Directions.
Repeat the lines that follow, leaving nothing out.

Recorded information.

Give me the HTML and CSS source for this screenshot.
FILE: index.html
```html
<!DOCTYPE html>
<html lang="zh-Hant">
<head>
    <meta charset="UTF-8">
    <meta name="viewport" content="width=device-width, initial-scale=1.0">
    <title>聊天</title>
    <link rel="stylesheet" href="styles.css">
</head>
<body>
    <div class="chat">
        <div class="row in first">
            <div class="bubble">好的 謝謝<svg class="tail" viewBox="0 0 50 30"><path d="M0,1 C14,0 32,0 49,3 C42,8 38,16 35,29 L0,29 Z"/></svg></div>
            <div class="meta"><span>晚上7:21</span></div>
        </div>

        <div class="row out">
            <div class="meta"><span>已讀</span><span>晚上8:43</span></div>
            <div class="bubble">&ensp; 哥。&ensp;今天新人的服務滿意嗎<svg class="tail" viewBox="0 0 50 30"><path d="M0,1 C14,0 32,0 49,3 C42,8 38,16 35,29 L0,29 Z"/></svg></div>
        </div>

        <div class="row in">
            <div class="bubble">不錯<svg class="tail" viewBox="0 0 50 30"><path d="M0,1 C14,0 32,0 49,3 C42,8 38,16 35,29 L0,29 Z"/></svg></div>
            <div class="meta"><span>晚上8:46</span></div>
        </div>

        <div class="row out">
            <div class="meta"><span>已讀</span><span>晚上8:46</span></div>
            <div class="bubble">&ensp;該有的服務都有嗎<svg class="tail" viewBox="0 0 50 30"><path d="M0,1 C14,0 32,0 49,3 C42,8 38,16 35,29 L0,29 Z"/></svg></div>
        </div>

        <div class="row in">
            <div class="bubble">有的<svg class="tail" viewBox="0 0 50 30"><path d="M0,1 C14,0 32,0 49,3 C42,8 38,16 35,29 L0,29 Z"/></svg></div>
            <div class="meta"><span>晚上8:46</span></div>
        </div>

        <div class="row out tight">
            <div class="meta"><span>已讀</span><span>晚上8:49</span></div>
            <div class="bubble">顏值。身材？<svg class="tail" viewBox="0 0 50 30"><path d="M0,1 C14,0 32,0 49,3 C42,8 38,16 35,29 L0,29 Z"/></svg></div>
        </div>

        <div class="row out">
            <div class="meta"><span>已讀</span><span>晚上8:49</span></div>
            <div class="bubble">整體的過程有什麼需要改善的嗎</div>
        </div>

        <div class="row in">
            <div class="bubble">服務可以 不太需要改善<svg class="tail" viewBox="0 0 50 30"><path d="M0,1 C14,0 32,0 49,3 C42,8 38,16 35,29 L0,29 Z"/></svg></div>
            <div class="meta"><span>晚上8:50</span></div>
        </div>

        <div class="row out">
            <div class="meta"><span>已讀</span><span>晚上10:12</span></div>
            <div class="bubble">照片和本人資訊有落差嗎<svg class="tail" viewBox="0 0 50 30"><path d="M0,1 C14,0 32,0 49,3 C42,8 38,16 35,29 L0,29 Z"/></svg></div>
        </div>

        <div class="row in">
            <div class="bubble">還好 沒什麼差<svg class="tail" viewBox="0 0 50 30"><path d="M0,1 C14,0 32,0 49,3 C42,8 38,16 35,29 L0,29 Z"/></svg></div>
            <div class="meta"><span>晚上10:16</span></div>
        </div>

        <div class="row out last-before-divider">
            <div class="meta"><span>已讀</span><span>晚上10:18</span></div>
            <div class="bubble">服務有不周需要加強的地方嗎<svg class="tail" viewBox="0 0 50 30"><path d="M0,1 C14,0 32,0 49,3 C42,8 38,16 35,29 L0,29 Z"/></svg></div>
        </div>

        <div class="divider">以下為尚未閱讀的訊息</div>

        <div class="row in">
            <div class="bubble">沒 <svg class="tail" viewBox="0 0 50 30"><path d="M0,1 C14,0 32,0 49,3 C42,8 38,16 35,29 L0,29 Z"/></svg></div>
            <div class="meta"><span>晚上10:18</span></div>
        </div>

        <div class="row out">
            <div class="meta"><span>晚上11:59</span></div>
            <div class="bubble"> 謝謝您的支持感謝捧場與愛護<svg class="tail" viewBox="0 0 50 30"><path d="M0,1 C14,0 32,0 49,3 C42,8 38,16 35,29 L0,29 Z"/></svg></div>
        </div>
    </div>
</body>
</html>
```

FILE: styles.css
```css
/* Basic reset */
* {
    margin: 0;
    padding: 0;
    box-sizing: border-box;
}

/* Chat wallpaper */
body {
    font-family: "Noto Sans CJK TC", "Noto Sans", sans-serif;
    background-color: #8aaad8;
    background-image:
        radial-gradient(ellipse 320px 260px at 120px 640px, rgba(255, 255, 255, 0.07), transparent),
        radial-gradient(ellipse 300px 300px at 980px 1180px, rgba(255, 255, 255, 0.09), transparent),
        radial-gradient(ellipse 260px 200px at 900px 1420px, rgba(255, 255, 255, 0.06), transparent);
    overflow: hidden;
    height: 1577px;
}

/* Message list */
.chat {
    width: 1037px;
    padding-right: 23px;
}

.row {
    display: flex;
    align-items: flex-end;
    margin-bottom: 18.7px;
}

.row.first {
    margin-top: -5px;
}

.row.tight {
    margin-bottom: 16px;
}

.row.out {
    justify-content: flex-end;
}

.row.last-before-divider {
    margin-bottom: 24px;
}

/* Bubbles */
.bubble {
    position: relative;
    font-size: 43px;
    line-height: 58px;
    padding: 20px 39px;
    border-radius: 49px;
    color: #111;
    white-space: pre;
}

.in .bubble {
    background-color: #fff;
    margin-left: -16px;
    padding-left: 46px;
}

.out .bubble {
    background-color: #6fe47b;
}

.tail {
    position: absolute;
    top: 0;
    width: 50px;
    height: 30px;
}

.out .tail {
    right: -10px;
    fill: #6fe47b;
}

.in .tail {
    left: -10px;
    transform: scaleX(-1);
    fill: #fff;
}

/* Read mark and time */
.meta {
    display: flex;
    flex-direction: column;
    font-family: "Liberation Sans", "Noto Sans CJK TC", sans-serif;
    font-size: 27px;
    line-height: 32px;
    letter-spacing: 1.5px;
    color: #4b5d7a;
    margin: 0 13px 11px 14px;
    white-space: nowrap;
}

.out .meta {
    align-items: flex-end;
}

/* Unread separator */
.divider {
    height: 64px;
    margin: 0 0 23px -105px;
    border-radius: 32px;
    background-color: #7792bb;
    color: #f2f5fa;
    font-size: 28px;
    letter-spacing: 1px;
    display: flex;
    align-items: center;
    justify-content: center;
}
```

Correct answer.
Give me the HTML and CSS source for this screenshot.
FILE: index.html
```html
<!DOCTYPE html>
<html lang="zh-Hant">
<head>
    <meta charset="UTF-8">
    <meta name="viewport" content="width=device-width, initial-scale=1.0">
    <title>聊天</title>
    <link rel="stylesheet" href="styles.css">
</head>
<body>
    <div class="chat">
        <div class="row in first">
            <div class="bubble">好的 謝謝<svg class="tail" viewBox="0 0 50 30"><path d="M0,1 C14,0 32,0 49,3 C42,8 38,16 35,29 L0,29 Z"/></svg></div>
            <div class="meta"><span>晚上7:21</span></div>
        </div>

        <div class="row out">
            <div class="meta"><span>已讀</span><span>晚上8:43</span></div>
            <div class="bubble">&ensp; 哥。&ensp;今天新人的服務滿意嗎<svg class="tail" viewBox="0 0 50 30"><path d="M0,1 C14,0 32,0 49,3 C42,8 38,16 35,29 L0,29 Z"/></svg></div>
        </div>

        <div class="row in">
            <div class="bubble">不錯<svg class="tail" viewBox="0 0 50 30"><path d="M0,1 C14,0 32,0 49,3 C42,8 38,16 35,29 L0,29 Z"/></svg></div>
            <div class="meta"><span>晚上8:46</span></div>
        </div>

        <div class="row out">
            <div class="meta"><span>已讀</span><span>晚上8:46</span></div>
            <div class="bubble">&ensp;該有的服務都有嗎<svg class="tail" viewBox="0 0 50 30"><path d="M0,1 C14,0 32,0 49,3 C42,8 38,16 35,29 L0,29 Z"/></svg></div>
        </div>

        <div class="row in">
            <div class="bubble">有的<svg class="tail" viewBox="0 0 50 30"><path d="M0,1 C14,0 32,0 49,3 C42,8 38,16 35,29 L0,29 Z"/></svg></div>
            <div class="meta"><span>晚上8:46</span></div>
        </div>

        <div class="row out tight">
            <div class="meta"><span>已讀</span><span>晚上8:49</span></div>
            <div class="bubble">顏值。身材？<svg class="tail" viewBox="0 0 50 30"><path d="M0,1 C14,0 32,0 49,3 C42,8 38,16 35,29 L0,29 Z"/></svg></div>
        </div>

        <div class="row out">
            <div class="meta"><span>已讀</span><span>晚上8:49</span></div>
            <div class="bubble">整體的過程有什麼需要改善的嗎</div>
        </div>

        <div class="row in">
            <div class="bubble">服務可以 不太需要改善<svg class="tail" viewBox="0 0 50 30"><path d="M0,1 C14,0 32,0 49,3 C42,8 38,16 35,29 L0,29 Z"/></svg></div>
            <div class="meta"><span>晚上8:50</span></div>
        </div>

        <div class="row out">
            <div class="meta"><span>已讀</span><span>晚上10:12</span></div>
            <div class="bubble">照片和本人資訊有落差嗎<svg class="tail" viewBox="0 0 50 30"><path d="M0,1 C14,0 32,0 49,3 C42,8 38,16 35,29 L0,29 Z"/></svg></div>
        </div>

        <div class="row in">
            <div class="bubble">還好 沒什麼差<svg class="tail" viewBox="0 0 50 30"><path d="M0,1 C14,0 32,0 49,3 C42,8 38,16 35,29 L0,29 Z"/></svg></div>
            <div class="meta"><span>晚上10:16</span></div>
        </div>

        <div class="row out last-before-divider">
            <div class="meta"><span>已讀</span><span>晚上10:18</span></div>
            <div class="bubble">服務有不周需要加強的地方嗎<svg class="tail" viewBox="0 0 50 30"><path d="M0,1 C14,0 32,0 49,3 C42,8 38,16 35,29 L0,29 Z"/></svg></div>
        </div>

        <div class="divider">以下為尚未閱讀的訊息</div>

        <div class="row in">
            <div class="bubble">沒 <svg class="tail" viewBox="0 0 50 30"><path d="M0,1 C14,0 32,0 49,3 C42,8 38,16 35,29 L0,29 Z"/></svg></div>
            <div class="meta"><span>晚上10:18</span></div>
        </div>

        <div class="row out">
            <div class="meta"><span>晚上11:59</span></div>
            <div class="bubble"> 謝謝您的支持感謝捧場與愛護<svg class="tail" viewBox="0 0 50 30"><path d="M0,1 C14,0 32,0 49,3 C42,8 38,16 35,29 L0,29 Z"/></svg></div>
        </div>
    </div>
</body>
</html>
```

FILE: styles.css
```css
/* Basic reset */
* {
    margin: 0;
    padding: 0;
    box-sizing: border-box;
}

/* Chat wallpaper */
body {
    font-family: "Noto Sans CJK TC", "Noto Sans", sans-serif;
    background-color: #8aaad8;
    background-image:
        radial-gradient(ellipse 320px 260px at 120px 640px, rgba(255, 255, 255, 0.07), transparent),
        radial-gradient(ellipse 300px 300px at 980px 1180px, rgba(255, 255, 255, 0.09), transparent),
        radial-gradient(ellipse 260px 200px at 900px 1420px, rgba(255, 255, 255, 0.06), transparent);
    overflow: hidden;
    height: 1577px;
}

/* Message list */
.chat {
    width: 1037px;
    padding-right: 23px;
}

.row {
    display: flex;
    align-items: flex-end;
    margin-bottom: 18.7px;
}

.row.first {
    margin-top: -5px;
}

.row.tight {
    margin-bottom: 16px;
}

.row.out {
    justify-content: flex-end;
}

.row.last-before-divider {
    margin-bottom: 24px;
}

/* Bubbles */
.bubble {
    position: relative;
    font-size: 43px;
    line-height: 58px;
    padding: 20px 39px;
    border-radius: 49px;
    color: #111;
    white-space: pre;
}

.in .bubble {
    background-color: #fff;
    margin-left: -16px;
    padding-left: 46px;
}

.out .bubble {
    background-color: #6fe47b;
}

.tail {
    position: absolute;
    top: 0;
    width: 50px;
    height: 30px;
}

.out .tail {
    right: -10px;
    fill: #6fe47b;
}

.in .tail {
    left: -10px;
    transform: scaleX(-1);
    fill: #fff;
}

/* Read mark and time */
.meta {
    display: flex;
    flex-direction: column;
    font-family: "Liberation Sans", "Noto Sans CJK TC", sans-serif;
    font-size: 27px;
    line-height: 32px;
    letter-spacing: 1.5px;
    color: #4b5d7a;
    margin: 0 13px 11px 14px;
    white-space: nowrap;
}

.out .meta {
    align-items: flex-end;
}

/* Unread separator */
.divider {
    height: 64px;
    margin: 0 0 23px -105px;
    border-radius: 32px;
    background-color: #7792bb;
    color: #f2f5fa;
    font-size: 28px;
    letter-spacing: 1px;
    display: flex;
    align-items: center;
    justify-content: center;
}
```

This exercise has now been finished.